### TASK OBJECTIVE
Set all the material down again unchanged, without the pictures.

* Start DATASET EXCERPT *

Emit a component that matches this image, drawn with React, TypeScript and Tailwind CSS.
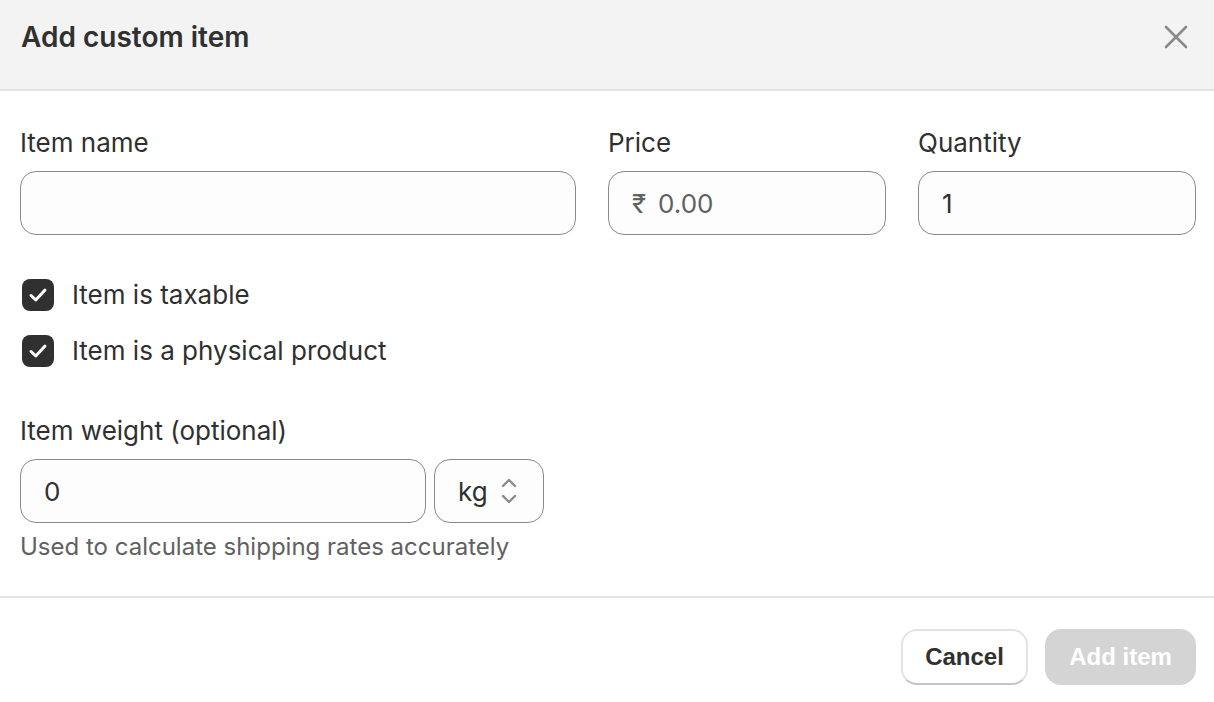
import React from 'react';

const inter = { fontFamily: 'Inter, "Noto Sans", sans-serif' };

function CloseIcon() {
  return (
    <svg width="24" height="24" viewBox="0 0 24 24" fill="none">
      <path d="M2 2L22 22M22 2L2 22" stroke="#8a8a8a" strokeWidth="2.6" strokeLinecap="round" />
    </svg>
  );
}

function CheckBox({ label }: { label: string }) {
  return (
    <label className="flex items-center h-[40px] gap-[18px] cursor-pointer">
      <span className="ml-[2px] w-[32px] h-[32px] rounded-[8px] bg-[#303030] flex items-center justify-center">
        <svg width="32" height="32" viewBox="0 0 32 32" fill="none">
          <path d="M9 16.5L13.8 21L23 11" stroke="#fff" strokeWidth="3" strokeLinecap="round" strokeLinejoin="round" />
        </svg>
      </span>
      <span className="text-[26px] leading-[36px] text-[#303030]">{label}</span>
    </label>
  );
}

function Field({ label, children }: { label: string; children: React.ReactNode }) {
  return (
    <div className="flex flex-col gap-[10px]">
      <span className="text-[26px] leading-[36px] text-[#303030]">{label}</span>
      {children}
    </div>
  );
}

const inputCls =
  'h-[64px] rounded-[16px] border border-[#8a8a8a] bg-[#fdfdfd] flex items-center px-[23px] text-[26px] text-[#303030]';

export default function App() {
  return (
    <div className="w-[1214px] h-[702px] bg-white overflow-hidden" style={inter}>
      {/* Header */}
      <div className="h-[91px] bg-[#f3f3f3] border-b-2 border-[#e3e3e3] flex justify-between pl-[21px] pr-[26px] pt-[17px]">
        <h2 className="text-[28px] leading-[40px] font-semibold text-[#303030]">Add custom item</h2>
        <button className="w-[24px] h-[24px] mt-[8px]">
          <CloseIcon />
        </button>
      </div>

      {/* Body */}
      <div className="pl-[20px] pr-[18px] pt-[34px] pb-[33px] border-b-2 border-[#e3e3e3]">
        <div className="grid grid-cols-[556px_278px_278px] gap-x-[32px]">
          <Field label="Item name">
            <div className={inputCls}></div>
          </Field>
          <Field label="Price">
            <div className={inputCls}>
              <span className="text-[#616161]">₹</span>
              <span className="ml-[12px] text-[#616161]">0.00</span>
            </div>
          </Field>
          <Field label="Quantity">
            <div className={inputCls}>1</div>
          </Field>
        </div>

        <div className="mt-[40px] flex flex-col gap-[16px]">
          <CheckBox label="Item is taxable" />
          <CheckBox label="Item is a physical product" />
        </div>

        <div className="mt-[42px]">
          <Field label="Item weight (optional)">
            <div className="flex gap-[8px]">
              <div className={inputCls + ' w-[406px]'}>0</div>
              <div className="h-[64px] w-[110px] rounded-[16px] border border-[#8a8a8a] bg-[#fdfdfd] flex items-center pl-[23px] gap-[12px] text-[26px] text-[#303030]">
                <span>kg</span>
                <svg width="18" height="28" viewBox="0 0 18 28" fill="none">
                  <path d="M3 9L9 3L15 9M3 19L9 25L15 19" stroke="#8a8a8a" strokeWidth="2.4" strokeLinecap="round" strokeLinejoin="round" />
                </svg>
              </div>
            </div>
          </Field>
          <p className="mt-[8px] text-[24px] leading-[32px] text-[#616161]">Used to calculate shipping rates accurately</p>
        </div>
      </div>

      {/* Footer */}
      <div className="flex justify-end gap-[17px] pr-[18px] pt-[31px]" style={{ fontFamily: '"Liberation Sans", Arial, sans-serif' }}>
        <button className="h-[56px] w-[127px] rounded-[16px] bg-white border-2 border-[#e3e3e3] border-b-[#c4c4c4] text-[24px] font-bold text-[#303030]">
          Cancel
        </button>
        <button className="h-[56px] w-[151px] rounded-[16px] bg-[#d4d4d4] text-[24px] font-bold text-white">
          Add item
        </button>
      </div>
    </div>
  );
}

* End DATASET EXCERPT *

### EXERCISE OUTPUT
Emit a component that matches this image, drawn with React, TypeScript and Tailwind CSS.
import React from 'react';

const inter = { fontFamily: 'Inter, "Noto Sans", sans-serif' };

function CloseIcon() {
  return (
    <svg width="24" height="24" viewBox="0 0 24 24" fill="none">
      <path d="M2 2L22 22M22 2L2 22" stroke="#8a8a8a" strokeWidth="2.6" strokeLinecap="round" />
    </svg>
  );
}

function CheckBox({ label }: { label: string }) {
  return (
    <label className="flex items-center h-[40px] gap-[18px] cursor-pointer">
      <span className="ml-[2px] w-[32px] h-[32px] rounded-[8px] bg-[#303030] flex items-center justify-center">
        <svg width="32" height="32" viewBox="0 0 32 32" fill="none">
          <path d="M9 16.5L13.8 21L23 11" stroke="#fff" strokeWidth="3" strokeLinecap="round" strokeLinejoin="round" />
        </svg>
      </span>
      <span className="text-[26px] leading-[36px] text-[#303030]">{label}</span>
    </label>
  );
}

function Field({ label, children }: { label: string; children: React.ReactNode }) {
  return (
    <div className="flex flex-col gap-[10px]">
      <span className="text-[26px] leading-[36px] text-[#303030]">{label}</span>
      {children}
    </div>
  );
}

const inputCls =
  'h-[64px] rounded-[16px] border border-[#8a8a8a] bg-[#fdfdfd] flex items-center px-[23px] text-[26px] text-[#303030]';

export default function App() {
  return (
    <div className="w-[1214px] h-[702px] bg-white overflow-hidden" style={inter}>
      {/* Header */}
      <div className="h-[91px] bg-[#f3f3f3] border-b-2 border-[#e3e3e3] flex justify-between pl-[21px] pr-[26px] pt-[17px]">
        <h2 className="text-[28px] leading-[40px] font-semibold text-[#303030]">Add custom item</h2>
        <button className="w-[24px] h-[24px] mt-[8px]">
          <CloseIcon />
        </button>
      </div>

      {/* Body */}
      <div className="pl-[20px] pr-[18px] pt-[34px] pb-[33px] border-b-2 border-[#e3e3e3]">
        <div className="grid grid-cols-[556px_278px_278px] gap-x-[32px]">
          <Field label="Item name">
            <div className={inputCls}></div>
          </Field>
          <Field label="Price">
            <div className={inputCls}>
              <span className="text-[#616161]">₹</span>
              <span className="ml-[12px] text-[#616161]">0.00</span>
            </div>
          </Field>
          <Field label="Quantity">
            <div className={inputCls}>1</div>
          </Field>
        </div>

        <div className="mt-[40px] flex flex-col gap-[16px]">
          <CheckBox label="Item is taxable" />
          <CheckBox label="Item is a physical product" />
        </div>

        <div className="mt-[42px]">
          <Field label="Item weight (optional)">
            <div className="flex gap-[8px]">
              <div className={inputCls + ' w-[406px]'}>0</div>
              <div className="h-[64px] w-[110px] rounded-[16px] border border-[#8a8a8a] bg-[#fdfdfd] flex items-center pl-[23px] gap-[12px] text-[26px] text-[#303030]">
                <span>kg</span>
                <svg width="18" height="28" viewBox="0 0 18 28" fill="none">
                  <path d="M3 9L9 3L15 9M3 19L9 25L15 19" stroke="#8a8a8a" strokeWidth="2.4" strokeLinecap="round" strokeLinejoin="round" />
                </svg>
              </div>
            </div>
          </Field>
          <p className="mt-[8px] text-[24px] leading-[32px] text-[#616161]">Used to calculate shipping rates accurately</p>
        </div>
      </div>

      {/* Footer */}
      <div className="flex justify-end gap-[17px] pr-[18px] pt-[31px]" style={{ fontFamily: '"Liberation Sans", Arial, sans-serif' }}>
        <button className="h-[56px] w-[127px] rounded-[16px] bg-white border-2 border-[#e3e3e3] border-b-[#c4c4c4] text-[24px] font-bold text-[#303030]">
          Cancel
        </button>
        <button className="h-[56px] w-[151px] rounded-[16px] bg-[#d4d4d4] text-[24px] font-bold text-white">
          Add item
        </button>
      </div>
    </div>
  );
}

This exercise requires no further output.